■ Written task
Where the word "code" occurs in a line, return that line.

■ Input for this task
====
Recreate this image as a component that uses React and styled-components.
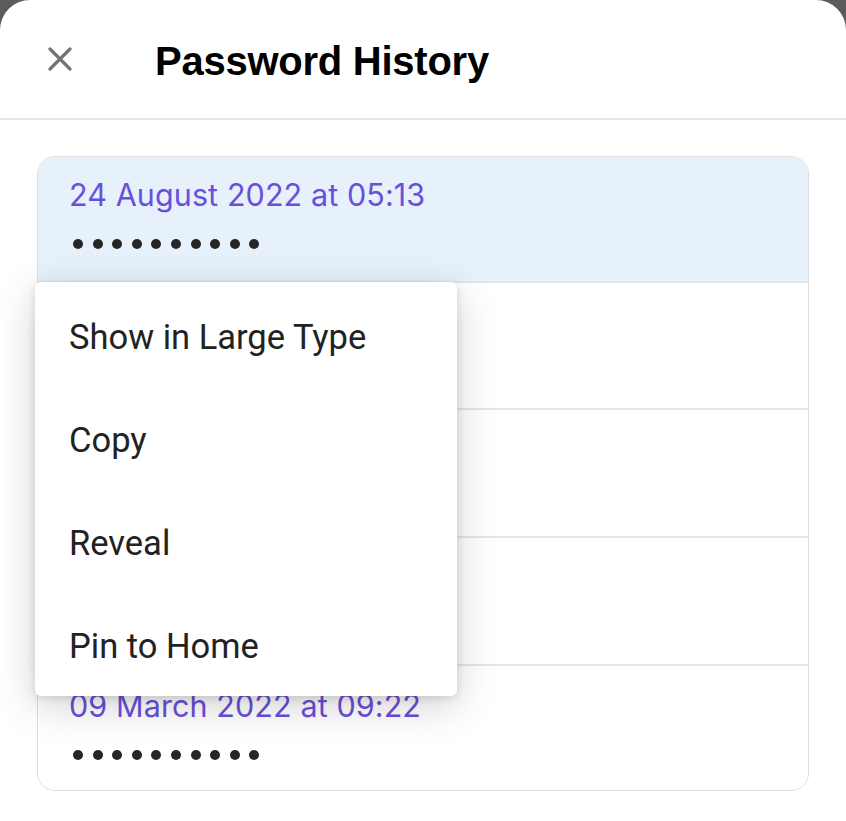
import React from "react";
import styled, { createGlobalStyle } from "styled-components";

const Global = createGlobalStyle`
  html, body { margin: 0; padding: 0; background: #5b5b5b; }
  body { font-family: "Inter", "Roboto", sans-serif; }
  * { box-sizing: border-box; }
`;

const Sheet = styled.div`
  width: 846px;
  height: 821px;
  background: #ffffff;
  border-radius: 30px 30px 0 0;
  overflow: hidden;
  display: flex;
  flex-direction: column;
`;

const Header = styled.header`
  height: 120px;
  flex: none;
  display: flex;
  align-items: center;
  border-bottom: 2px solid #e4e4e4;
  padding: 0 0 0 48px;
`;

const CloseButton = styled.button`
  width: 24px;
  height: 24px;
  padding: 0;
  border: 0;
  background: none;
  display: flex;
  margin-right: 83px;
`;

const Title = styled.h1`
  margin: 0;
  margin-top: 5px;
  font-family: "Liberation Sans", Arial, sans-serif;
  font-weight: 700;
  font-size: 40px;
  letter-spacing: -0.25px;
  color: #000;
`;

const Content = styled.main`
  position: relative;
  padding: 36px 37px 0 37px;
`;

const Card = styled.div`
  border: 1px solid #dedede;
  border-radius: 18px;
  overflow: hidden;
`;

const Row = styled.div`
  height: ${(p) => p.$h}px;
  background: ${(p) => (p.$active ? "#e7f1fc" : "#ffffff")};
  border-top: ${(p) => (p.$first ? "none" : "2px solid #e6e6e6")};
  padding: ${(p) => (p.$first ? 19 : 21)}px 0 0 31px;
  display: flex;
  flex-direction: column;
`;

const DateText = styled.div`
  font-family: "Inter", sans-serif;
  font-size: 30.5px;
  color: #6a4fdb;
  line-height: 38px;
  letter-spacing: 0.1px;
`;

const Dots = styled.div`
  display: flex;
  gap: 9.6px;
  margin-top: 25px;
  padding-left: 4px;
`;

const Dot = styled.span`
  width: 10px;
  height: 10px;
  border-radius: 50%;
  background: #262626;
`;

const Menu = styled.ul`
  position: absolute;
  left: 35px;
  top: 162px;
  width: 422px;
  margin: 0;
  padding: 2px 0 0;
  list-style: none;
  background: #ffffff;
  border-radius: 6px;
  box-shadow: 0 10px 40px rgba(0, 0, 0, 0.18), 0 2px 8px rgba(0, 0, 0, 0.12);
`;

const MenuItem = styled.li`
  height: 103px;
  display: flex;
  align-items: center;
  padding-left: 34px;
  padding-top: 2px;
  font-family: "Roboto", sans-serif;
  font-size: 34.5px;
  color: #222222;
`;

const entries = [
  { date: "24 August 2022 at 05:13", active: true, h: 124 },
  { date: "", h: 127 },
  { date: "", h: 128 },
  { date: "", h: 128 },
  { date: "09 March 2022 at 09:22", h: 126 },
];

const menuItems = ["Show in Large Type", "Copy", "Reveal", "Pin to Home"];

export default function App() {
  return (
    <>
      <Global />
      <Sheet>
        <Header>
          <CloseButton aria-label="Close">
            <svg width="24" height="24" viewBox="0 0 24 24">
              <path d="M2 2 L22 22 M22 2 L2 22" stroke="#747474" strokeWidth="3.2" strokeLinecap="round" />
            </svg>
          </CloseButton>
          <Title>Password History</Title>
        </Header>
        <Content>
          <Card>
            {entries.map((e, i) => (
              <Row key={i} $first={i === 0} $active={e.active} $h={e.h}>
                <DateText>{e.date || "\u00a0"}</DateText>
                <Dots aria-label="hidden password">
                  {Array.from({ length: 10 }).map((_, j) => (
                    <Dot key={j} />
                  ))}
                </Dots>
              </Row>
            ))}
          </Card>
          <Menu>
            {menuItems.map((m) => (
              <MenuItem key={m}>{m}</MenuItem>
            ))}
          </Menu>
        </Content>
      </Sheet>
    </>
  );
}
====
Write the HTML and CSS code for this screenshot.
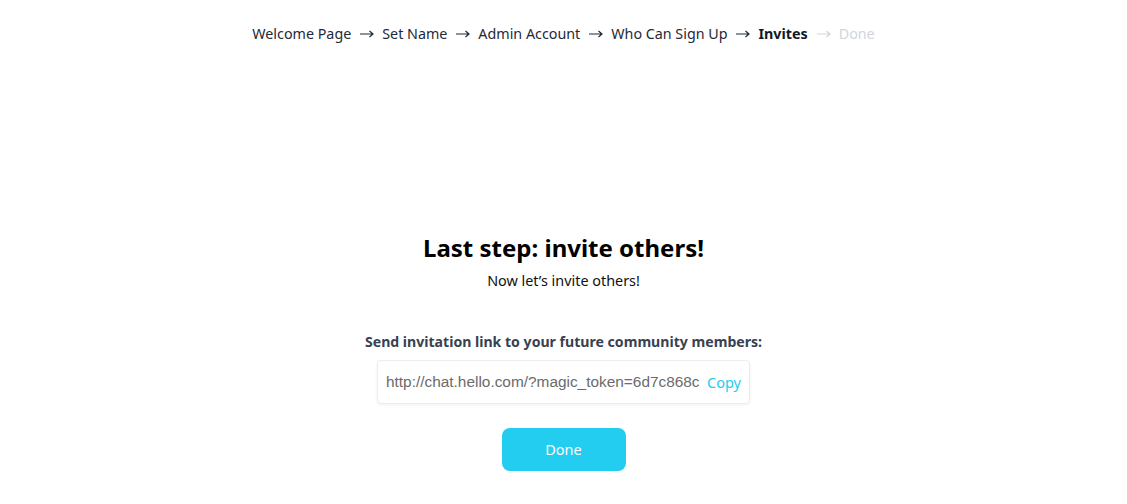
====
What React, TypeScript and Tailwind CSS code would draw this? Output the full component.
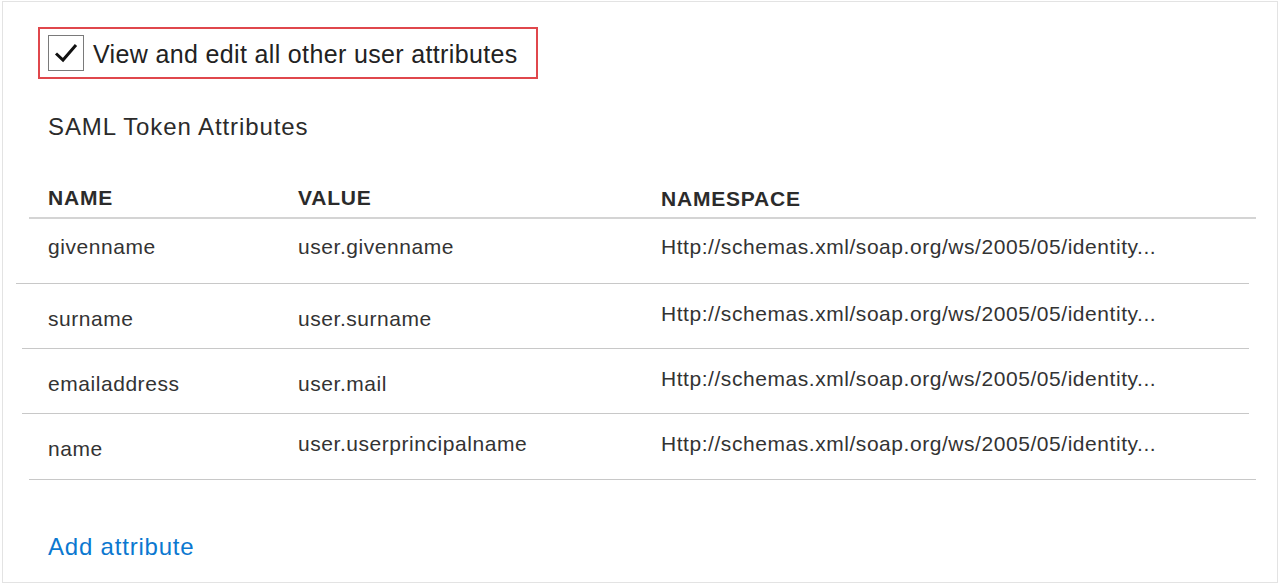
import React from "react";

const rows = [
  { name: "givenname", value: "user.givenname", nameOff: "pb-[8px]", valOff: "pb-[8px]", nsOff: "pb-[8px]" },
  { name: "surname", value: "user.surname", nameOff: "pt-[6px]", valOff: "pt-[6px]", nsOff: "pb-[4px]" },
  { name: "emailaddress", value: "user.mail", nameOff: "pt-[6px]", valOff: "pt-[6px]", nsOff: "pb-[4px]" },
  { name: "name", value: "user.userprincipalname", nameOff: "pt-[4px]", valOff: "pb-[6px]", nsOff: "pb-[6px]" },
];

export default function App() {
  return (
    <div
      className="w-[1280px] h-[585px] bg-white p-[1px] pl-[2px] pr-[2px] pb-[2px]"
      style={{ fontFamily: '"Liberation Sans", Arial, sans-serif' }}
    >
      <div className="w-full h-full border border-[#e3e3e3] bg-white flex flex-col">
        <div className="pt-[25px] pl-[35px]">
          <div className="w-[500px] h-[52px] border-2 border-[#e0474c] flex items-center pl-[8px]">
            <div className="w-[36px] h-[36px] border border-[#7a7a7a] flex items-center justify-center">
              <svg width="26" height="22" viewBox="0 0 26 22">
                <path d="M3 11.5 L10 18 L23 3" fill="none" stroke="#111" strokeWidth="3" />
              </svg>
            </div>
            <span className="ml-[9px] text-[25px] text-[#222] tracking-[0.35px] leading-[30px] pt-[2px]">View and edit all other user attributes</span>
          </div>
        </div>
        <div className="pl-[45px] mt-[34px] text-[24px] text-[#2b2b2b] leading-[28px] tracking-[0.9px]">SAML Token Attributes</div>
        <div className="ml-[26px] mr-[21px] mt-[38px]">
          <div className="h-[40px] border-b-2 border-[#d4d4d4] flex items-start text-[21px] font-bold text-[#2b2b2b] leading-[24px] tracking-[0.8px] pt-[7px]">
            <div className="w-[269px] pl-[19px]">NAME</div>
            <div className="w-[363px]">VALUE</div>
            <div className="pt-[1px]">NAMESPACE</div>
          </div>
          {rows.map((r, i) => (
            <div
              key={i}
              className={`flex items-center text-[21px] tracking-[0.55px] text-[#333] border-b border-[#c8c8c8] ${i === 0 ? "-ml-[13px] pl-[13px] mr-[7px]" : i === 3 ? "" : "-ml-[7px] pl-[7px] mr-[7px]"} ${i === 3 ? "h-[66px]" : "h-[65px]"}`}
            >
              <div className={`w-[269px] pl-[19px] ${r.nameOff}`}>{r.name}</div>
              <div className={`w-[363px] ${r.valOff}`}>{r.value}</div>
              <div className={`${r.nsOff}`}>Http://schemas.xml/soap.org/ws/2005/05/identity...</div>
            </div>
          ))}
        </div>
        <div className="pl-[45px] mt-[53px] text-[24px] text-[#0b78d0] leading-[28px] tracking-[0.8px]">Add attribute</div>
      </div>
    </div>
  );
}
====
■ Result for this task
Write the HTML and CSS code for this screenshot.
What React, TypeScript and Tailwind CSS code would draw this? Output the full component.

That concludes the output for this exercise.